* Task objective
Leaving out all pictures, reproduce the entries below exactly, from the first line through the line that contains "36.3 1.5 C32.500".

* Dataset
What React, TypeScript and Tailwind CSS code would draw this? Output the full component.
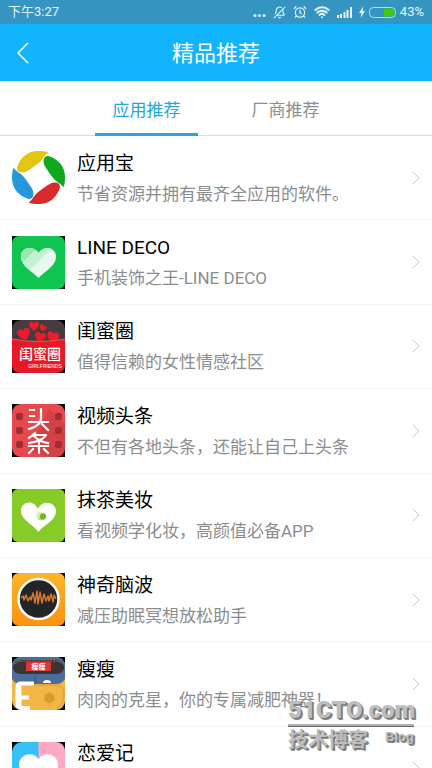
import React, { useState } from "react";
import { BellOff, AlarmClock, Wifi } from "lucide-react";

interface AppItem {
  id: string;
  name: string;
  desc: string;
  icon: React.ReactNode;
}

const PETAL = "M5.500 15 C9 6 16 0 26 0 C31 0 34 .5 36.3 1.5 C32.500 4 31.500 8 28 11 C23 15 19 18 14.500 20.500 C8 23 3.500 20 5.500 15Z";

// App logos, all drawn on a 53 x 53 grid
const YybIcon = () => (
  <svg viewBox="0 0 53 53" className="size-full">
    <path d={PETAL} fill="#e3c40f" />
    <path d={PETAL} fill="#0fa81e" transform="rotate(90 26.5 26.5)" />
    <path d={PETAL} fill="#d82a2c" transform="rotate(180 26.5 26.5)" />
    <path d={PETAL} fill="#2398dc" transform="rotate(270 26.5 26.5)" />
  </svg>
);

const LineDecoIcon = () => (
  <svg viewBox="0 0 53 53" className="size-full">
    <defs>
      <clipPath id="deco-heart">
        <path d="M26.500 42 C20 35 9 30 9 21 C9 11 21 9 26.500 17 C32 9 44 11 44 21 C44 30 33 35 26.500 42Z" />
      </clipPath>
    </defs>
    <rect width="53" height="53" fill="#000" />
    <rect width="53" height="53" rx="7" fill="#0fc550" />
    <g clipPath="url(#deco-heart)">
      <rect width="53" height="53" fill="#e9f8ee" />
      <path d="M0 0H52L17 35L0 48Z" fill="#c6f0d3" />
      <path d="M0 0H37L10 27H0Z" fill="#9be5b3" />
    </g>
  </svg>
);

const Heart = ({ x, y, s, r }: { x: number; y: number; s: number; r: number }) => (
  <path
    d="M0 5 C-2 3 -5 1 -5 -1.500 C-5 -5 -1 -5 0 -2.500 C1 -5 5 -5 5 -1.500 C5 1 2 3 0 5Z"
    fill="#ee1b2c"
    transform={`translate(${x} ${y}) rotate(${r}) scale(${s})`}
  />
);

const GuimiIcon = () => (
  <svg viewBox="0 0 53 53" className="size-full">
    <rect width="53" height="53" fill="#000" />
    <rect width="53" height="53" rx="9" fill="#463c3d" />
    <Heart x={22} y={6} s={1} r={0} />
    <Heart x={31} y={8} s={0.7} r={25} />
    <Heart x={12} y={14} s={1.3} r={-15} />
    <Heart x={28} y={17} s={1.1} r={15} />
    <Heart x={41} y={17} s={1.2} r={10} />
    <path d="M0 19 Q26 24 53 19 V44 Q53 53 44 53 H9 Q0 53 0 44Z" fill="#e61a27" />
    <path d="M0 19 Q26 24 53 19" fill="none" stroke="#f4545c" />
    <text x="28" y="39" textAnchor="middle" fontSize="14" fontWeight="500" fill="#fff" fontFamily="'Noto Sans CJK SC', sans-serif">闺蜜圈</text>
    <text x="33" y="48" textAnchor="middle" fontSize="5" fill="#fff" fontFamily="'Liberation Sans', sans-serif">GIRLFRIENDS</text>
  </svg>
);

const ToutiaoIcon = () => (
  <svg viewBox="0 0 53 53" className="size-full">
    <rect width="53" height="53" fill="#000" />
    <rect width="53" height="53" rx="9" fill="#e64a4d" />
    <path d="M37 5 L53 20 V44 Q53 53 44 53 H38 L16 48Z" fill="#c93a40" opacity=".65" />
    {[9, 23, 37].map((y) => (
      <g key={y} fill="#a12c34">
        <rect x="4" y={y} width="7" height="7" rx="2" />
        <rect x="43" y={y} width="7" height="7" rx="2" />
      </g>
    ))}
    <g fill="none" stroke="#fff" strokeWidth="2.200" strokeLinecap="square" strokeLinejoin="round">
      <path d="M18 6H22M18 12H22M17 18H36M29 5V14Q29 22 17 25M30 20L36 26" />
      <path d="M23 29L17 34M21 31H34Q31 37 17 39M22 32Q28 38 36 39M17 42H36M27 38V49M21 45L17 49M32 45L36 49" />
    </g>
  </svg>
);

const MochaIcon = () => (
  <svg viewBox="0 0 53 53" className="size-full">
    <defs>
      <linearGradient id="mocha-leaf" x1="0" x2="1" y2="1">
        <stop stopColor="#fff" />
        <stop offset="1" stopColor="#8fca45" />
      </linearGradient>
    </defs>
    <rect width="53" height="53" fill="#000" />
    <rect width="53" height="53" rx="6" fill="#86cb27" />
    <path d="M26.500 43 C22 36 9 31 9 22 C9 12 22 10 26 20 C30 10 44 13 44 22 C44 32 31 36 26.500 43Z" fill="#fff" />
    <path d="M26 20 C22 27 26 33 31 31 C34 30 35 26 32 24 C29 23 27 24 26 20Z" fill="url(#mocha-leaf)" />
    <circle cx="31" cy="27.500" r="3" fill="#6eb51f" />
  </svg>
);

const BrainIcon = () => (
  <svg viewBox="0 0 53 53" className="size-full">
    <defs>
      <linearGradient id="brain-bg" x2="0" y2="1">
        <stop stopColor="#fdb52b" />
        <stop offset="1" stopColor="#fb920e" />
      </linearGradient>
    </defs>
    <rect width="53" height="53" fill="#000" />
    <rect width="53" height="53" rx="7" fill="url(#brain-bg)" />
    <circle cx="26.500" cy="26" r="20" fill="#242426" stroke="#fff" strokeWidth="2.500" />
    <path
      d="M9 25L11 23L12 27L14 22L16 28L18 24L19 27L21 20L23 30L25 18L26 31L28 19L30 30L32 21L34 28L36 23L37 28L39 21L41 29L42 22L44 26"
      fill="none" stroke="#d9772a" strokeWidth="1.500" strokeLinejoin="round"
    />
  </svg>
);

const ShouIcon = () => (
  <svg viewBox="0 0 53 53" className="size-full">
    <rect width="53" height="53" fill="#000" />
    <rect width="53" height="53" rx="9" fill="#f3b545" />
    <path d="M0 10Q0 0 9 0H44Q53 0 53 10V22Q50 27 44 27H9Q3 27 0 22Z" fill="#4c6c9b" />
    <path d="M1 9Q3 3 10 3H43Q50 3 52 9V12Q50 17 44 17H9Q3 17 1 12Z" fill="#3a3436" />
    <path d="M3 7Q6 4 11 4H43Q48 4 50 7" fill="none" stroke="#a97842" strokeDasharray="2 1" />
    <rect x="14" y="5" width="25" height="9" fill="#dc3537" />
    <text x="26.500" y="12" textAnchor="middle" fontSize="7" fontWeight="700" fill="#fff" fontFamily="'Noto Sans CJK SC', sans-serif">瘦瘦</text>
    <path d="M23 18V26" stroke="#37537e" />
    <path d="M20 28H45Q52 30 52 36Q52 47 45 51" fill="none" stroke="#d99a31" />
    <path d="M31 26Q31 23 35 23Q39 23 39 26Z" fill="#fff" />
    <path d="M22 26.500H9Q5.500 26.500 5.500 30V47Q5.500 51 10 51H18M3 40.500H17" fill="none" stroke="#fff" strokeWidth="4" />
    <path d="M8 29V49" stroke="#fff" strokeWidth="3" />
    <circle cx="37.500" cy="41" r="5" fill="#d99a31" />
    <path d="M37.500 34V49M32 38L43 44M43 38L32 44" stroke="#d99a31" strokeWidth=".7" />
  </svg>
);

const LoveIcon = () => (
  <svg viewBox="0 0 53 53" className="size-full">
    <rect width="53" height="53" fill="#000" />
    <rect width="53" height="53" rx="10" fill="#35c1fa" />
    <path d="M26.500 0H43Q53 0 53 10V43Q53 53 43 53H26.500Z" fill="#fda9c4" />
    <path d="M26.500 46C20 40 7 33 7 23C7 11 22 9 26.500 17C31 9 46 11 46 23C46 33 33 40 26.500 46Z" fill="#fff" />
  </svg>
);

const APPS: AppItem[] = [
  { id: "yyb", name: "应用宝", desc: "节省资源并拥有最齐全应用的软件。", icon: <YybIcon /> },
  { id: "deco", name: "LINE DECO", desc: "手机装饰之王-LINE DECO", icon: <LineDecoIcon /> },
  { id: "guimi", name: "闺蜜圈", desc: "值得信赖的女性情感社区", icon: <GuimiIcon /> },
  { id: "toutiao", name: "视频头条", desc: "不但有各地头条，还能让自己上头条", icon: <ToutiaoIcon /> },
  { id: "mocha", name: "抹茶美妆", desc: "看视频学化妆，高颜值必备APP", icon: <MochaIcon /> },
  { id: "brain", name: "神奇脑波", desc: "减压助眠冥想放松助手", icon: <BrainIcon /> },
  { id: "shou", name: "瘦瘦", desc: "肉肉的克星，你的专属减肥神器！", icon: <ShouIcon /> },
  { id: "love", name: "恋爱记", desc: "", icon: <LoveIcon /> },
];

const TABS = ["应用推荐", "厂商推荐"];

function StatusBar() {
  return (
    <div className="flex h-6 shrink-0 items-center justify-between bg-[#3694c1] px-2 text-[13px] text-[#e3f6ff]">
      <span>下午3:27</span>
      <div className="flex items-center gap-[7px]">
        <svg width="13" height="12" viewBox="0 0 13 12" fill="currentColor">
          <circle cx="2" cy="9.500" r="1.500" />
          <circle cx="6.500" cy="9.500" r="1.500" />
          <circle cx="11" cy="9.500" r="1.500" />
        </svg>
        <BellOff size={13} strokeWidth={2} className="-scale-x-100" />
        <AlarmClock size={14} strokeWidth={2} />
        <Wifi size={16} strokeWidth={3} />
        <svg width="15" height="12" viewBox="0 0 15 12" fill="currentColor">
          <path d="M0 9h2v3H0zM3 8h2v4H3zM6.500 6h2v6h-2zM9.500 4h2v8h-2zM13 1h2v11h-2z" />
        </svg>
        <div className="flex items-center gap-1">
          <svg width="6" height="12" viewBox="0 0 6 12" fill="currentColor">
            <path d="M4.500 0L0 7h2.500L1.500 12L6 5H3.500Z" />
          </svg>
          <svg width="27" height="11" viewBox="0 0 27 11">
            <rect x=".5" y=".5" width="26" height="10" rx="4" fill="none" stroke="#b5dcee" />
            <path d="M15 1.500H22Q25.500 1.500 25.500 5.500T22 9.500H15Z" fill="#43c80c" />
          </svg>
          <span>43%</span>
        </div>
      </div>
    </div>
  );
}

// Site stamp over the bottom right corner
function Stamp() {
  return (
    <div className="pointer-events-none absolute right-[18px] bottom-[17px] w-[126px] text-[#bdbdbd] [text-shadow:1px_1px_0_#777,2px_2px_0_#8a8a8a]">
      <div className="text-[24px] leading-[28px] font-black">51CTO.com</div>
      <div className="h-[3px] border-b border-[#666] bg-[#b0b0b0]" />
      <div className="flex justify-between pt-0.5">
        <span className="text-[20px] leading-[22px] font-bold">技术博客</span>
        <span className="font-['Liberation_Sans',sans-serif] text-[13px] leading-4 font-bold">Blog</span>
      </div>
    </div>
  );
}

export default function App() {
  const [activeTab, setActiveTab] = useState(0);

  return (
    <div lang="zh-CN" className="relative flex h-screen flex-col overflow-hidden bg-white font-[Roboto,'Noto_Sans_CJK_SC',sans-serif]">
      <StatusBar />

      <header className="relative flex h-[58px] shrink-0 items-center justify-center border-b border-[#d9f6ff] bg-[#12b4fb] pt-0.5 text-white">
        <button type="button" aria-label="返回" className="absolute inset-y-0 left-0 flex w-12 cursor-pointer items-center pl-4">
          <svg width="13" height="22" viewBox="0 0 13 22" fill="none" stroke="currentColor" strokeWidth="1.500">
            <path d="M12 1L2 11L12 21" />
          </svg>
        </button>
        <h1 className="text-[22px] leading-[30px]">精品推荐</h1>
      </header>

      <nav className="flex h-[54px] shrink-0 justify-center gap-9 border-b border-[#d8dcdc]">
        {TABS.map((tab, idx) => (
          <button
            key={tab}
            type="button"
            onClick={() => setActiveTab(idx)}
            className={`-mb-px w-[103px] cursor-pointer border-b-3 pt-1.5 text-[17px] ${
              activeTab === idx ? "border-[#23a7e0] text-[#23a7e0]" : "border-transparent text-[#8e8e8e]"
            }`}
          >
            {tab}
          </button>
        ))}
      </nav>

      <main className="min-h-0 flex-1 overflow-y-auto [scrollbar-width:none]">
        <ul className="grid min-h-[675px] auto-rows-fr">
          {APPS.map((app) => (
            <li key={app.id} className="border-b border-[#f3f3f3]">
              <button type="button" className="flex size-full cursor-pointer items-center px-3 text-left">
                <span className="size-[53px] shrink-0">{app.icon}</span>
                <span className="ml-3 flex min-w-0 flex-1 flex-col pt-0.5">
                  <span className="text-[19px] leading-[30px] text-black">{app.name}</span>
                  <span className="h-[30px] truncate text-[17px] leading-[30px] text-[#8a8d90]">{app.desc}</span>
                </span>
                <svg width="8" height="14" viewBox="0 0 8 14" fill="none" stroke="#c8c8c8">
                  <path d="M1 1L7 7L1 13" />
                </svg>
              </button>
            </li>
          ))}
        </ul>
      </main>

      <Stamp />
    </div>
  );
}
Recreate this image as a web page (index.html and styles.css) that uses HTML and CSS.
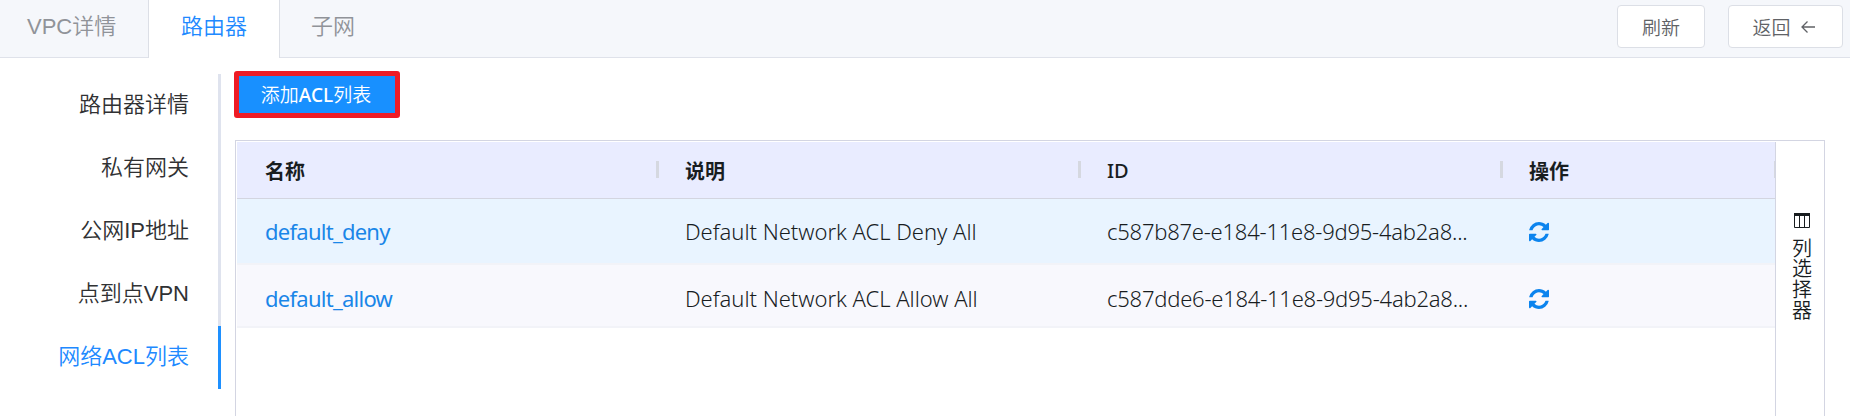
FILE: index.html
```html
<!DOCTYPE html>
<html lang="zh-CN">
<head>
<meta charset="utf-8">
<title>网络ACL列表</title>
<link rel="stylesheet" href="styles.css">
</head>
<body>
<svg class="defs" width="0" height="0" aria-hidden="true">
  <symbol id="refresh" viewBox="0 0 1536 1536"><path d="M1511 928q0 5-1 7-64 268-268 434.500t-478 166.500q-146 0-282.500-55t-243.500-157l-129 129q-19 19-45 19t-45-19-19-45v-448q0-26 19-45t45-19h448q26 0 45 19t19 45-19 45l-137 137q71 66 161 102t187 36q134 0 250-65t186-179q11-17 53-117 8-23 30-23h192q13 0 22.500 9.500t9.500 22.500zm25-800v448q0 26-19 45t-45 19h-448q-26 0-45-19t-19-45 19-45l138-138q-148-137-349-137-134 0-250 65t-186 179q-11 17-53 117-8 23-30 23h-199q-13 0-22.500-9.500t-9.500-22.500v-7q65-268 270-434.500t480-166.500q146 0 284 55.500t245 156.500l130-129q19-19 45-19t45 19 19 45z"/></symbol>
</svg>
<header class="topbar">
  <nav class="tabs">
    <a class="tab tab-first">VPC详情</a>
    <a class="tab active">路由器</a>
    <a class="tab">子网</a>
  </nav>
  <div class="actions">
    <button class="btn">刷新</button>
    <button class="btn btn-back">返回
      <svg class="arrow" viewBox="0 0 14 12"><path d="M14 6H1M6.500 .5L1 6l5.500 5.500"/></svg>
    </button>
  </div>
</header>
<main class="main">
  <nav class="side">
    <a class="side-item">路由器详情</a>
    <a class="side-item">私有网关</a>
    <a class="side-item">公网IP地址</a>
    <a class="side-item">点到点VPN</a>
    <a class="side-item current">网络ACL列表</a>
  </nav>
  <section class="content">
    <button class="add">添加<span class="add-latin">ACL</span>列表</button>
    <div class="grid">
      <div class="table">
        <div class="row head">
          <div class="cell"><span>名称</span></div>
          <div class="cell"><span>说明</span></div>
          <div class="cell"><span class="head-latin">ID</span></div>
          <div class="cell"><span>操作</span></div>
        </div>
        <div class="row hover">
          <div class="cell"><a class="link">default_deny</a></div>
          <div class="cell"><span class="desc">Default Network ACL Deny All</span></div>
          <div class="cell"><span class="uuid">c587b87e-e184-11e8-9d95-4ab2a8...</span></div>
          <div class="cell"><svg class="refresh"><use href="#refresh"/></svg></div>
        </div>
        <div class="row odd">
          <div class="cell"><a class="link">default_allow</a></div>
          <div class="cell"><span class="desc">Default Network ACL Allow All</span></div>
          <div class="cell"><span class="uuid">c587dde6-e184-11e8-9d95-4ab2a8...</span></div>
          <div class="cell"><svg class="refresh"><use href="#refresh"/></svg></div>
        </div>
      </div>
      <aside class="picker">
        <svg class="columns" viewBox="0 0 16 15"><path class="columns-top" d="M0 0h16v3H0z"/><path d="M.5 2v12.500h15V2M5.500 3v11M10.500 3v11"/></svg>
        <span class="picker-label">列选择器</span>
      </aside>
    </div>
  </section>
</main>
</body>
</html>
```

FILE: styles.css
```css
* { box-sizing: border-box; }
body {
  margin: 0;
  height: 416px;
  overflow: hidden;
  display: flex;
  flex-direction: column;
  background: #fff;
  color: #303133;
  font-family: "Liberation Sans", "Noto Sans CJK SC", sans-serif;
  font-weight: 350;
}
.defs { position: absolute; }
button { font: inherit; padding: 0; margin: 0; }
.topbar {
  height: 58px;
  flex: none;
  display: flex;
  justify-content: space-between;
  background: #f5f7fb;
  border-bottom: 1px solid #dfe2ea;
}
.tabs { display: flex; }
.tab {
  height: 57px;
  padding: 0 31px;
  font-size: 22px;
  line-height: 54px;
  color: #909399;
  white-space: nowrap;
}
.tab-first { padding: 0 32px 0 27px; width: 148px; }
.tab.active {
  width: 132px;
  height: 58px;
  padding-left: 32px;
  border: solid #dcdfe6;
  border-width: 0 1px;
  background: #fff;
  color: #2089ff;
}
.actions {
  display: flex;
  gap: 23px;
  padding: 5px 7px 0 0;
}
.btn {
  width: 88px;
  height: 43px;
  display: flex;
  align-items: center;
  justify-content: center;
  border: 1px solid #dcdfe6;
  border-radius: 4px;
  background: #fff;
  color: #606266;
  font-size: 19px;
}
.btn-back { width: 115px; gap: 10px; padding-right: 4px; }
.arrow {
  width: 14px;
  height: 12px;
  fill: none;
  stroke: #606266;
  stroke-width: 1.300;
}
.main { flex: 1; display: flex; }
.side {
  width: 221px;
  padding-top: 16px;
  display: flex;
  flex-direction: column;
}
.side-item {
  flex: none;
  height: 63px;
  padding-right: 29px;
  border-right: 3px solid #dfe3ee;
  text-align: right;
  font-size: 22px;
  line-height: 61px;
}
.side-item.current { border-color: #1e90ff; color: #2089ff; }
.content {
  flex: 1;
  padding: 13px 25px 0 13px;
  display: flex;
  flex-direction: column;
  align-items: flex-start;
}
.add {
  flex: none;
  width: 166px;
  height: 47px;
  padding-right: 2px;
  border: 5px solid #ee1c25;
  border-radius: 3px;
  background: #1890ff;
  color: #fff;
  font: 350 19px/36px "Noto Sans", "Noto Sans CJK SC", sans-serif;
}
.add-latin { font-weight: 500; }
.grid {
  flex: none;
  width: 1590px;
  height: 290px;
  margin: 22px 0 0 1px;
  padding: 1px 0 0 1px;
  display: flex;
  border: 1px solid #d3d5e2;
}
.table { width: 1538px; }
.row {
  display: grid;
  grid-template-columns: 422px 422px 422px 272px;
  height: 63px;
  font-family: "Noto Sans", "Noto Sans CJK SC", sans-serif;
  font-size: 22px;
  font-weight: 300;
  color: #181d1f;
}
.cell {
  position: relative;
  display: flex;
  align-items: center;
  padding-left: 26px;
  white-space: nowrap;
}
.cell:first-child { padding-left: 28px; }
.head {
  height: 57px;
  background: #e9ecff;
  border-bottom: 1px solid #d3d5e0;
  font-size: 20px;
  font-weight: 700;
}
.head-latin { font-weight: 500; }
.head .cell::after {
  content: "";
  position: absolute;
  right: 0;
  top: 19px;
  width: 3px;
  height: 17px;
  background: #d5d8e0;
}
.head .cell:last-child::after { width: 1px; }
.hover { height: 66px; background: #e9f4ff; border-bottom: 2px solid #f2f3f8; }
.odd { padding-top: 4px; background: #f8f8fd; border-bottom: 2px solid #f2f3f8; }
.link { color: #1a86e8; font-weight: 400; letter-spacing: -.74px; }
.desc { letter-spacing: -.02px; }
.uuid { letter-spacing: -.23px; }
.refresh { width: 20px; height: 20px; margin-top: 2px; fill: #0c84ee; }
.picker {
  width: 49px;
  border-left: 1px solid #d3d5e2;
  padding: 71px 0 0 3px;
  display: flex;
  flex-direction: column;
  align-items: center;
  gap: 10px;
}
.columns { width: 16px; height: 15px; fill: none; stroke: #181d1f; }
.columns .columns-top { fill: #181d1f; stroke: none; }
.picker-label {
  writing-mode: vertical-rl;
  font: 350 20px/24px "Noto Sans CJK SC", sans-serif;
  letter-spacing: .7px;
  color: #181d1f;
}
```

* Written answer
What React, TypeScript and Tailwind CSS code would draw this? Output the full component.
import React, { useState } from "react";
import { BellOff, AlarmClock, Wifi } from "lucide-react";

interface AppItem {
  id: string;
  name: string;
  desc: string;
  icon: React.ReactNode;
}

const PETAL = "M5.500 15 C9 6 16 0 26 0 C31 0 34 .5 36.3 1.5 C32.500 4 31.500 8 28 11 C23 15 19 18 14.500 20.500 C8 23 3.500 20 5.500 15Z";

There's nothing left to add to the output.